This area, a part of the Great Basin, has evolved from the time of Lake Bonneville. It has known Anasazi Indian civilizations as evidenced by nearby ruins. It has seen the Dominguez-Escalante expedition of 1776 which passed west of this valley. It has hosted explorers and traders on the Old Spanish Trail which came through Bear Valley and entered the Parowan Valley at Little Creek. It knew the Jedediah S. Smith expedition in 1826. Even Parley P. Pratt and his company explored here in 1849 to search for sites for Mormon colonization.
Apostle George A. Smith led an expedition and colonized what is now Parowan in the year 1851. That spring, 40 acres were cultivated near Black Rock, south of town. In 1852 others joined the farming venture, building rude huts for shelter at “Red Creek,” as it was originally named. In 1853 the settlement was abandoned due to Indian skirmishes, and was not resettled until 1855 when a fort was erected.
The town’s name was originally spelled “Paragoonah,” an Indian word meaning “many watering holes.” Artesian wells dotted the landscape, which today have been replaced by gravity-flow sprinkling systems that provide water to the abundant stands of alfalfa.

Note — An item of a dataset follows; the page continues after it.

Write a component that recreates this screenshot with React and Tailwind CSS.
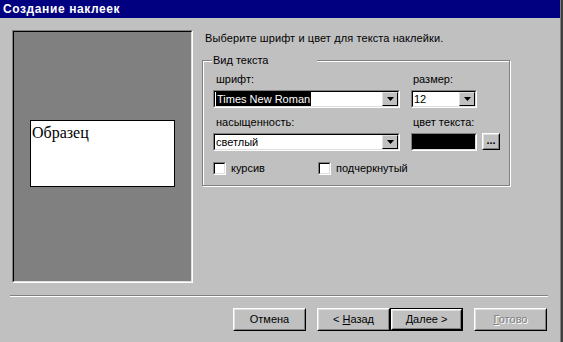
const sans = { fontFamily: '"Liberation Sans", Arial, sans-serif' };

function DropArrow() {
  return (
    <div className="w-[16px] h-full bg-[#c0c0c0] border border-t-[#dfdfdf] border-l-[#dfdfdf] border-r-black border-b-black flex items-center justify-center">
      <svg width="7" height="4" viewBox="0 0 7 4">
        <path d="M0 0h7L3.5 4z" fill="#000" />
      </svg>
    </div>
  );
}

function Sunken({ className, children }) {
  return (
    <div className={"border border-t-[#808080] border-l-[#808080] border-r-white border-b-white " + className}>
      <div className="h-full w-full border border-t-black border-l-black border-r-[#dfdfdf] border-b-[#dfdfdf] flex">
        {children}
      </div>
    </div>
  );
}

function Combo({ width, children }) {
  return (
    <Sunken className={"h-[18px] " + width}>
      <div className="flex-1 bg-white flex items-center text-[11px] leading-none text-black overflow-hidden">
        {children}
      </div>
      <DropArrow />
    </Sunken>
  );
}

function Check({ label }) {
  return (
    <div className="flex items-center">
      <Sunken className="w-[13px] h-[13px]">
        <div className="flex-1 bg-white" />
      </Sunken>
      <span className="ml-[5px] text-[11px] leading-[13px]">{label}</span>
    </div>
  );
}

function Button({ children, isDefault, disabled }) {
  return (
    <div className={"w-[73px] h-[23px] " + (isDefault ? "border border-black" : "")}>
      <div className="w-full h-full border border-t-white border-l-white border-r-black border-b-black">
        <div className="w-full h-full border border-t-[#dfdfdf] border-l-[#dfdfdf] border-r-[#808080] border-b-[#808080] flex items-center justify-center">
          <span
            className={
              "text-[11px] leading-none " +
              (disabled ? "text-[#808080] [text-shadow:1px_1px_0_#fff]" : "text-black")
            }
          >
            {children}
          </span>
        </div>
      </div>
    </div>
  );
}

export default function App() {
  return (
    <div className="w-[563px] h-[342px] bg-[#c0c0c0] overflow-hidden flex" style={sans}>
      <div className="w-[560px] flex flex-col">
        <div className="h-[18px] bg-[#000080] flex items-center pl-[3px]">
          <span className="text-white font-bold text-[12px] leading-none tracking-[0.6px]">Создание наклеек</span>
        </div>

        <div className="flex pt-[12px] pl-[12px]">
          <div className="w-[181px] h-[253px] border border-t-[#808080] border-l-[#808080] border-r-white border-b-white">
            <div className="w-full h-full border border-t-black border-l-black border-r-[#dfdfdf] border-b-[#dfdfdf] bg-[#808080] pt-[88px] pl-[16px]">
              <div className="w-[145px] h-[67px] bg-white border border-black px-[1px]">
                <span
                  className="text-[16px] leading-[18px] text-black"
                  style={{ fontFamily: '"Liberation Serif", "Times New Roman", serif' }}
                >
                  Образец
                </span>
              </div>
            </div>
          </div>

          <div className="ml-[9px] pt-[2px] flex flex-col">
            <p className="pl-[3px] text-[11px] leading-[13px] text-black tracking-[0.1px]">
              Выберите шрифт и цвет для текста наклейки.
            </p>

            <div className="relative mt-[15px] w-[308px] h-[126px] border border-[#808080] shadow-[inset_1px_1px_0_#fff,1px_1px_0_#fff] pl-[10px] pt-[12px]">
              <div className="absolute -top-[8px] left-[9px] w-[105px] h-[14px] bg-[#c0c0c0] flex items-center">
                <span className="pl-[1px] text-[11px] leading-none text-black">Вид текста</span>
              </div>

              <div className="flex">
                <div className="w-[187px] flex flex-col">
                  <span className="pl-[3px] text-[11px] leading-[13px]">шрифт:</span>
                  <div className="mt-[4px]">
                    <Combo width="w-[187px]">
                      <span className="ml-[1px] bg-black text-white px-[1px] py-[2px]">Times New Roman</span>
                    </Combo>
                  </div>
                </div>
                <div className="ml-[11px] flex flex-col">
                  <span className="pl-[2px] text-[11px] leading-[13px]">размер:</span>
                  <div className="mt-[4px]">
                    <Combo width="w-[66px]">
                      <span className="ml-[1px]">12</span>
                    </Combo>
                  </div>
                </div>
              </div>

              <div className="flex mt-[8px]">
                <div className="w-[187px] flex flex-col">
                  <span className="pl-[3px] text-[11px] leading-[13px]">насыщенность:</span>
                  <div className="mt-[4px]">
                    <Combo width="w-[187px]">
                      <span className="ml-[1px]">светлый</span>
                    </Combo>
                  </div>
                </div>
                <div className="ml-[11px] flex flex-col">
                  <span className="pl-[2px] text-[11px] leading-[13px]">цвет текста:</span>
                  <div className="mt-[4px] flex">
                    <Sunken className="w-[66px] h-[18px]">
                      <div className="flex-1 bg-black" />
                    </Sunken>
                    <div className="ml-[5px] w-[18px] h-[17px] border border-t-white border-l-white border-r-black border-b-black">
                      <div className="w-full h-full border border-t-[#dfdfdf] border-l-[#dfdfdf] border-r-[#808080] border-b-[#808080] flex items-center justify-center">
                        <span className="text-[11px] font-bold leading-none -mt-[3px]">...</span>
                      </div>
                    </div>
                  </div>
                </div>
              </div>

              <div className="flex mt-[11px]">
                <div className="w-[105px]">
                  <Check label="курсив" />
                </div>
                <Check label="подчеркнутый" />
              </div>
            </div>
          </div>
        </div>

        <div className="mt-[12px] ml-[10px] w-[538px] border-t border-t-[#808080] border-b border-b-white" />

        <div className="flex mt-[11px] pl-[233px]">
          <Button>Отмена</Button>
          <div className="ml-[11px] flex">
            <Button>
              &lt; <span className="underline underline-offset-1">Н</span>азад
            </Button>
            <Button isDefault>
              <span className="underline underline-offset-1">Д</span>алее &gt;
            </Button>
          </div>
          <div className="ml-[11px]">
            <Button disabled>
              <span className="underline underline-offset-1">Г</span>отово
            </Button>
          </div>
        </div>
      </div>
      <div className="w-[1px] h-full bg-[#808080]" />
      <div className="w-[2px] h-full bg-[#404040]" />
    </div>
  );
}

This Centennial year of 1996 finds a peaceful community with a spirit of unity, freedom from density of population, clear spring water, and clean air. Nearby canyons provide ample opportunities for fishing, hunting, and other recreation. Old homes and barns, the Black Rock Cave, and Anasazi remnants make it historically unique. Today, the proud community honors its past and future in the Town/Church square at this spot.